Mayor Sam Liccardo and mayor-elect Matt Mahan came together to serve a holiday meal for the residents of Evan’s Lane. 

It’s one of the tiny homes projects for the homeless that opened last year and has already served 244 people. 

All of them live inside temperature-controlled family units until they transition to permanent housing. 

Each home has four beds, a closet and two bathrooms. 

While the service was all smiles, Liccardo said that this site is one solution to homelessness that is working.

There are three of those in San Jose, and another one is opening in a matter of days near the police department. 

“With a council vote, hopefully next week, we’ll be able to say we have 1,000 of these units under development here in the city of San Jose,” said Liccardo. “We know this is a faster way, a more nimble way for us to serve our unhoused residents.”

Housing and the homeless have long been described as the city’s biggest issues.

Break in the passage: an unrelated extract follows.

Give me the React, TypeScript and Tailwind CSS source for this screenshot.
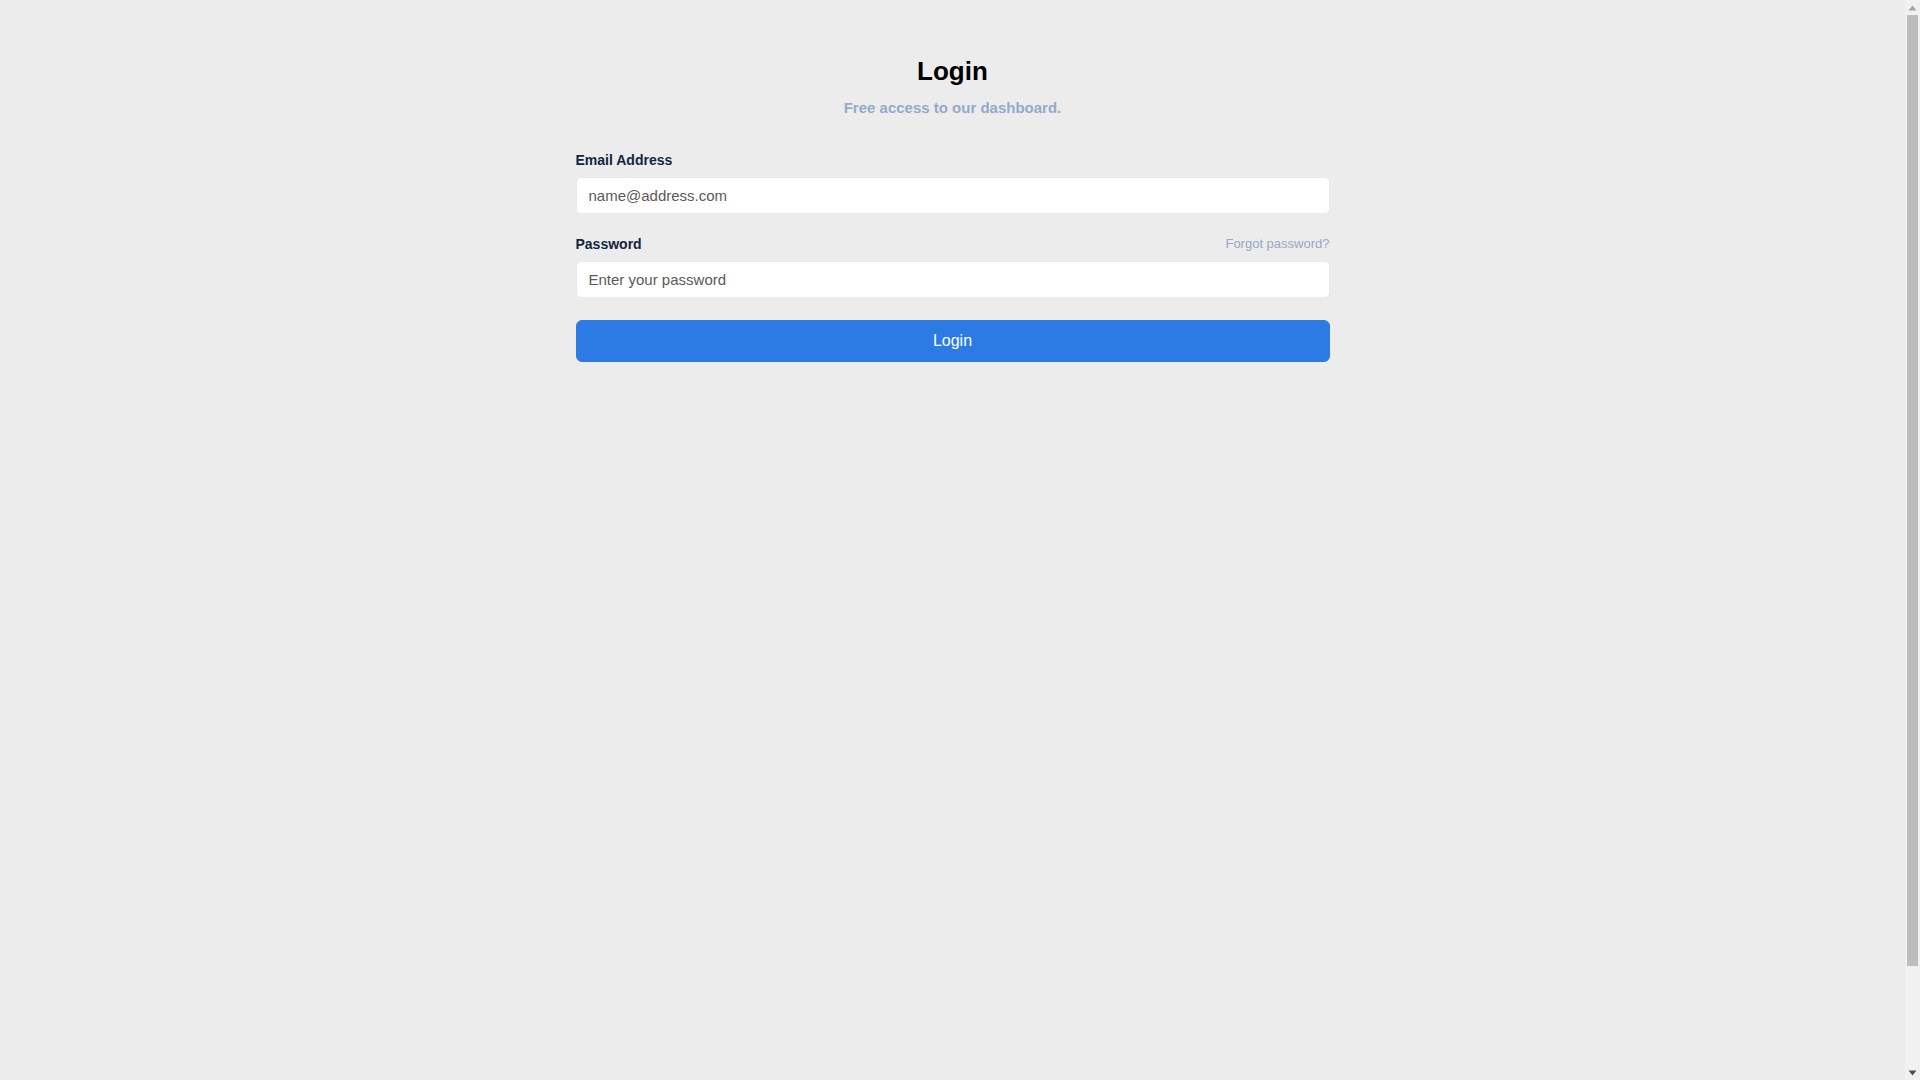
import React from "react";

function FakeScrollbar() {
  return (
    <div className="flex h-full w-[15px] shrink-0 flex-col items-center bg-[#f1f1f1]">
      <div className="flex h-[15px] w-full items-center justify-center">
        <svg width="9" height="6" viewBox="0 0 9 6">
          <polygon points="4.5,0.5 8.5,5.5 0.5,5.5" fill="#a3a3a3" />
        </svg>
      </div>
      <div className="h-[951px] w-[11px] bg-[#bdbdbd]" />
      <div className="flex-1" />
      <div className="flex h-[15px] w-full items-center justify-center">
        <svg width="9" height="6" viewBox="0 0 9 6">
          <polygon points="0.5,0.5 8.5,0.5 4.5,5.5" fill="#505050" />
        </svg>
      </div>
    </div>
  );
}

export default function App() {
  return (
    <div
      className="flex h-[1080px] w-full overflow-hidden bg-[#ececec]"
      style={{ fontFamily: '"Liberation Sans", Arial, sans-serif' }}
    >
      <main className="flex-1">
        <div className="mx-auto w-[754px] pt-[56px]">
          <h1 className="text-center text-[26px] font-bold leading-[31px] text-black">Login</h1>
          <p className="mt-[10px] text-center text-[15px] font-bold leading-[22px] text-[#95aac9]">
            Free access to our dashboard.
          </p>

          <form className="flex flex-col" onSubmit={(e) => e.preventDefault()}>
            <label className="mt-[31px] text-[14px] font-bold leading-[20px] text-[#12263f]">
              Email Address
            </label>
            <input
              type="email"
              placeholder="name@address.com"
              className="mt-[7px] h-[37px] w-full rounded-[5px] border border-[#e3ebf6] bg-white px-[12px] text-[15px] text-[#12263f] outline-none placeholder:text-[#5a5a5a]"
            />

            <div className="mt-[20px] flex items-center justify-between">
              <label className="text-[14px] font-bold leading-[20px] text-[#12263f]">Password</label>
              <a href="#" className="text-[13px] leading-[20px] text-[#95aac9]">
                Forgot password?
              </a>
            </div>
            <input
              type="password"
              placeholder="Enter your password"
              className="mt-[7px] h-[37px] w-full rounded-[5px] border border-[#e3ebf6] bg-white px-[12px] text-[15px] text-[#12263f] outline-none placeholder:text-[#5a5a5a]"
            />

            <button
              type="submit"
              className="mt-[22px] h-[42px] w-full rounded-[6px] border border-[#2c7be5] bg-[#2c7be5] text-[16px] text-white"
            >
              Login
            </button>
          </form>
        </div>
      </main>
      <FakeScrollbar />
    </div>
  );
}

“The truth is, we have often been in the way in government and made it too difficult to build housing,” said Mahan when asked what he’ll do to tackle these problems moving forward. “We have to speed up permitting, keep fees under control, streamline our review processes and help those who want to build the housing we desperately need do so.”

And with significant pushback from many neighborhoods, is it possible to get other projects like this done?  

“We’re not just bringing forward a site like this to help those who are unhoused. We are, but it’s good for the whole community,” said Mahan. “We see a cleaner city, a safer city … the more we invest in these kinds of solutions the better off we all are and I think it’s incumbent upon us as elected officials to make that case to a public that is understandably skeptical.”

The families attending Tuesday’s meal said they’re happy to have a catered Thanksgiving meal.

The hope now is that the city’s newly-elected leaders can find lasting solutions to make meals like this less necessary.